* Exercise prompt
Write out the material again word for word, dropping any images it holds.

++++ Information shown

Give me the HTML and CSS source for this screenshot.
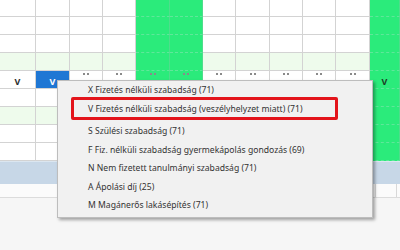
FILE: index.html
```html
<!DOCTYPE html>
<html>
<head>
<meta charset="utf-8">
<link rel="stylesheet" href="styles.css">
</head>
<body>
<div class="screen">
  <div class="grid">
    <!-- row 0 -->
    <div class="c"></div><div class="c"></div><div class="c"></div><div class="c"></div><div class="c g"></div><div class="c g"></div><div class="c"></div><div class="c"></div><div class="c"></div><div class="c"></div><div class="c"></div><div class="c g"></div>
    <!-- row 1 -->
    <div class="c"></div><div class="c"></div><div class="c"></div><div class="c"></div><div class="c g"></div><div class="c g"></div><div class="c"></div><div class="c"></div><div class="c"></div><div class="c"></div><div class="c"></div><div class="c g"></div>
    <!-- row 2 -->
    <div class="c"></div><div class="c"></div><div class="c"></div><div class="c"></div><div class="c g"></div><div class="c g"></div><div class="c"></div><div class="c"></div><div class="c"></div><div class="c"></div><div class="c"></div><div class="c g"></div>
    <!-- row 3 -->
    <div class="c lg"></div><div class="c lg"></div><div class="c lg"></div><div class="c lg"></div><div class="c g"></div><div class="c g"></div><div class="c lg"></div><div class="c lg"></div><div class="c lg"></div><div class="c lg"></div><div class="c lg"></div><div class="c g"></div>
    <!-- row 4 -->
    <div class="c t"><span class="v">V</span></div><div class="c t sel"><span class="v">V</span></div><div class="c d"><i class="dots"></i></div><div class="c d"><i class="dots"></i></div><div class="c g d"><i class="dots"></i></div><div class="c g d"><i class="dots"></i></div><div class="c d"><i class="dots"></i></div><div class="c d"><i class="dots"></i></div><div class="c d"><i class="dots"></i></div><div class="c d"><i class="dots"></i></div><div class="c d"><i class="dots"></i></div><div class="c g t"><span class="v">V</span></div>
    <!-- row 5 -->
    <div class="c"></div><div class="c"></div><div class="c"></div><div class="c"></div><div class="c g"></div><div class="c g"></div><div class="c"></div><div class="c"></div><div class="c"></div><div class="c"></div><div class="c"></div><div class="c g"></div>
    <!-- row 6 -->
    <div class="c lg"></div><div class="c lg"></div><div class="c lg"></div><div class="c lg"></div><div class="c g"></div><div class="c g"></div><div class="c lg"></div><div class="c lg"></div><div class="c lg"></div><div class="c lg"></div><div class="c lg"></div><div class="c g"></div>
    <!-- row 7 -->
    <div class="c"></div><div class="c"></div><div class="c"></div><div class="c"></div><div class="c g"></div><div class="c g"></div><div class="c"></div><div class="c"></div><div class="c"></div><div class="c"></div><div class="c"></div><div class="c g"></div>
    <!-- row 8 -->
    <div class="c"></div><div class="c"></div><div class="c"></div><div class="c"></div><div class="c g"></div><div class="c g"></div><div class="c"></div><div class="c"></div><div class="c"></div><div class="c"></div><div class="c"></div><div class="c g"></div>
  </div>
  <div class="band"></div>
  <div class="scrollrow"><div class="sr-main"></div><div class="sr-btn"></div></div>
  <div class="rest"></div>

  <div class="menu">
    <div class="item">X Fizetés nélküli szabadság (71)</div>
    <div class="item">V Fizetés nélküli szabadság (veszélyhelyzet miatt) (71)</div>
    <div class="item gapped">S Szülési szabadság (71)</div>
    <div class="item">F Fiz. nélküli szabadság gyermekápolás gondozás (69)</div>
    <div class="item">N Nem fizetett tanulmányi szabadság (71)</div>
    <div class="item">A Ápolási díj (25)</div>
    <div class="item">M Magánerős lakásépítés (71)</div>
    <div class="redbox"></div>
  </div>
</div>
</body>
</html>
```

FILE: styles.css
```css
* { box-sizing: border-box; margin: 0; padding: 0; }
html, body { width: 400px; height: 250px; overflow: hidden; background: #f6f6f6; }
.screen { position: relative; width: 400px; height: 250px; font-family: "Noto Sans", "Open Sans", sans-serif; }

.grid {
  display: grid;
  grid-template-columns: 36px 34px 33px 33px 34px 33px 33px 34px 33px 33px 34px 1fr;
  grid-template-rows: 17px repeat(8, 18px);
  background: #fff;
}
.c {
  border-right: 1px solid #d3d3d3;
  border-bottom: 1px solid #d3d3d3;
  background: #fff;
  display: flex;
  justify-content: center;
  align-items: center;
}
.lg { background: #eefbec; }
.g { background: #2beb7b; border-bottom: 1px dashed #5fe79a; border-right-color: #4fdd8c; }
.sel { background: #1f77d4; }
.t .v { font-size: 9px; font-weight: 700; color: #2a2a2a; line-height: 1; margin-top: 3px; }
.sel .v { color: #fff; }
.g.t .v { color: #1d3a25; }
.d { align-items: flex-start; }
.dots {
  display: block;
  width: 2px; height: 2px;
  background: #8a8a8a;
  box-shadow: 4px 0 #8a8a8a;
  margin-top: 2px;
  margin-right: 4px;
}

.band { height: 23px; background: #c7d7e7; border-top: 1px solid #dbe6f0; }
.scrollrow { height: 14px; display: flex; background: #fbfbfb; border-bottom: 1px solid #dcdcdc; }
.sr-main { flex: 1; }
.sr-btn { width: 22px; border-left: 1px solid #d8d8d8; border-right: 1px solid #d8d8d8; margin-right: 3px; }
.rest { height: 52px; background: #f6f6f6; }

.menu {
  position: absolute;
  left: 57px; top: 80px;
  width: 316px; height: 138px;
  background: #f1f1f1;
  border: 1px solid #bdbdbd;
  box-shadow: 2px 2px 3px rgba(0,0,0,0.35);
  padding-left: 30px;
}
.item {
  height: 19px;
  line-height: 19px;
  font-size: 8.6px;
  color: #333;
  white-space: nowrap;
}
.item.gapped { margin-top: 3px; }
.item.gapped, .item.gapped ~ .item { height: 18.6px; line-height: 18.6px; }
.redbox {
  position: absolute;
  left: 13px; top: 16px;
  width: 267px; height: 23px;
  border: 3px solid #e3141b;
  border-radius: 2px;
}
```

++++++++

* Response below
Give me the HTML and CSS source for this screenshot.
FILE: index.html
```html
<!DOCTYPE html>
<html>
<head>
<meta charset="utf-8">
<link rel="stylesheet" href="styles.css">
</head>
<body>
<div class="screen">
  <div class="grid">
    <!-- row 0 -->
    <div class="c"></div><div class="c"></div><div class="c"></div><div class="c"></div><div class="c g"></div><div class="c g"></div><div class="c"></div><div class="c"></div><div class="c"></div><div class="c"></div><div class="c"></div><div class="c g"></div>
    <!-- row 1 -->
    <div class="c"></div><div class="c"></div><div class="c"></div><div class="c"></div><div class="c g"></div><div class="c g"></div><div class="c"></div><div class="c"></div><div class="c"></div><div class="c"></div><div class="c"></div><div class="c g"></div>
    <!-- row 2 -->
    <div class="c"></div><div class="c"></div><div class="c"></div><div class="c"></div><div class="c g"></div><div class="c g"></div><div class="c"></div><div class="c"></div><div class="c"></div><div class="c"></div><div class="c"></div><div class="c g"></div>
    <!-- row 3 -->
    <div class="c lg"></div><div class="c lg"></div><div class="c lg"></div><div class="c lg"></div><div class="c g"></div><div class="c g"></div><div class="c lg"></div><div class="c lg"></div><div class="c lg"></div><div class="c lg"></div><div class="c lg"></div><div class="c g"></div>
    <!-- row 4 -->
    <div class="c t"><span class="v">V</span></div><div class="c t sel"><span class="v">V</span></div><div class="c d"><i class="dots"></i></div><div class="c d"><i class="dots"></i></div><div class="c g d"><i class="dots"></i></div><div class="c g d"><i class="dots"></i></div><div class="c d"><i class="dots"></i></div><div class="c d"><i class="dots"></i></div><div class="c d"><i class="dots"></i></div><div class="c d"><i class="dots"></i></div><div class="c d"><i class="dots"></i></div><div class="c g t"><span class="v">V</span></div>
    <!-- row 5 -->
    <div class="c"></div><div class="c"></div><div class="c"></div><div class="c"></div><div class="c g"></div><div class="c g"></div><div class="c"></div><div class="c"></div><div class="c"></div><div class="c"></div><div class="c"></div><div class="c g"></div>
    <!-- row 6 -->
    <div class="c lg"></div><div class="c lg"></div><div class="c lg"></div><div class="c lg"></div><div class="c g"></div><div class="c g"></div><div class="c lg"></div><div class="c lg"></div><div class="c lg"></div><div class="c lg"></div><div class="c lg"></div><div class="c g"></div>
    <!-- row 7 -->
    <div class="c"></div><div class="c"></div><div class="c"></div><div class="c"></div><div class="c g"></div><div class="c g"></div><div class="c"></div><div class="c"></div><div class="c"></div><div class="c"></div><div class="c"></div><div class="c g"></div>
    <!-- row 8 -->
    <div class="c"></div><div class="c"></div><div class="c"></div><div class="c"></div><div class="c g"></div><div class="c g"></div><div class="c"></div><div class="c"></div><div class="c"></div><div class="c"></div><div class="c"></div><div class="c g"></div>
  </div>
  <div class="band"></div>
  <div class="scrollrow"><div class="sr-main"></div><div class="sr-btn"></div></div>
  <div class="rest"></div>

  <div class="menu">
    <div class="item">X Fizetés nélküli szabadság (71)</div>
    <div class="item">V Fizetés nélküli szabadság (veszélyhelyzet miatt) (71)</div>
    <div class="item gapped">S Szülési szabadság (71)</div>
    <div class="item">F Fiz. nélküli szabadság gyermekápolás gondozás (69)</div>
    <div class="item">N Nem fizetett tanulmányi szabadság (71)</div>
    <div class="item">A Ápolási díj (25)</div>
    <div class="item">M Magánerős lakásépítés (71)</div>
    <div class="redbox"></div>
  </div>
</div>
</body>
</html>
```

FILE: styles.css
```css
* { box-sizing: border-box; margin: 0; padding: 0; }
html, body { width: 400px; height: 250px; overflow: hidden; background: #f6f6f6; }
.screen { position: relative; width: 400px; height: 250px; font-family: "Noto Sans", "Open Sans", sans-serif; }

.grid {
  display: grid;
  grid-template-columns: 36px 34px 33px 33px 34px 33px 33px 34px 33px 33px 34px 1fr;
  grid-template-rows: 17px repeat(8, 18px);
  background: #fff;
}
.c {
  border-right: 1px solid #d3d3d3;
  border-bottom: 1px solid #d3d3d3;
  background: #fff;
  display: flex;
  justify-content: center;
  align-items: center;
}
.lg { background: #eefbec; }
.g { background: #2beb7b; border-bottom: 1px dashed #5fe79a; border-right-color: #4fdd8c; }
.sel { background: #1f77d4; }
.t .v { font-size: 9px; font-weight: 700; color: #2a2a2a; line-height: 1; margin-top: 3px; }
.sel .v { color: #fff; }
.g.t .v { color: #1d3a25; }
.d { align-items: flex-start; }
.dots {
  display: block;
  width: 2px; height: 2px;
  background: #8a8a8a;
  box-shadow: 4px 0 #8a8a8a;
  margin-top: 2px;
  margin-right: 4px;
}

.band { height: 23px; background: #c7d7e7; border-top: 1px solid #dbe6f0; }
.scrollrow { height: 14px; display: flex; background: #fbfbfb; border-bottom: 1px solid #dcdcdc; }
.sr-main { flex: 1; }
.sr-btn { width: 22px; border-left: 1px solid #d8d8d8; border-right: 1px solid #d8d8d8; margin-right: 3px; }
.rest { height: 52px; background: #f6f6f6; }

.menu {
  position: absolute;
  left: 57px; top: 80px;
  width: 316px; height: 138px;
  background: #f1f1f1;
  border: 1px solid #bdbdbd;
  box-shadow: 2px 2px 3px rgba(0,0,0,0.35);
  padding-left: 30px;
}
.item {
  height: 19px;
  line-height: 19px;
  font-size: 8.6px;
  color: #333;
  white-space: nowrap;
}
.item.gapped { margin-top: 3px; }
.item.gapped, .item.gapped ~ .item { height: 18.6px; line-height: 18.6px; }
.redbox {
  position: absolute;
  left: 13px; top: 16px;
  width: 267px; height: 23px;
  border: 3px solid #e3141b;
  border-radius: 2px;
}
```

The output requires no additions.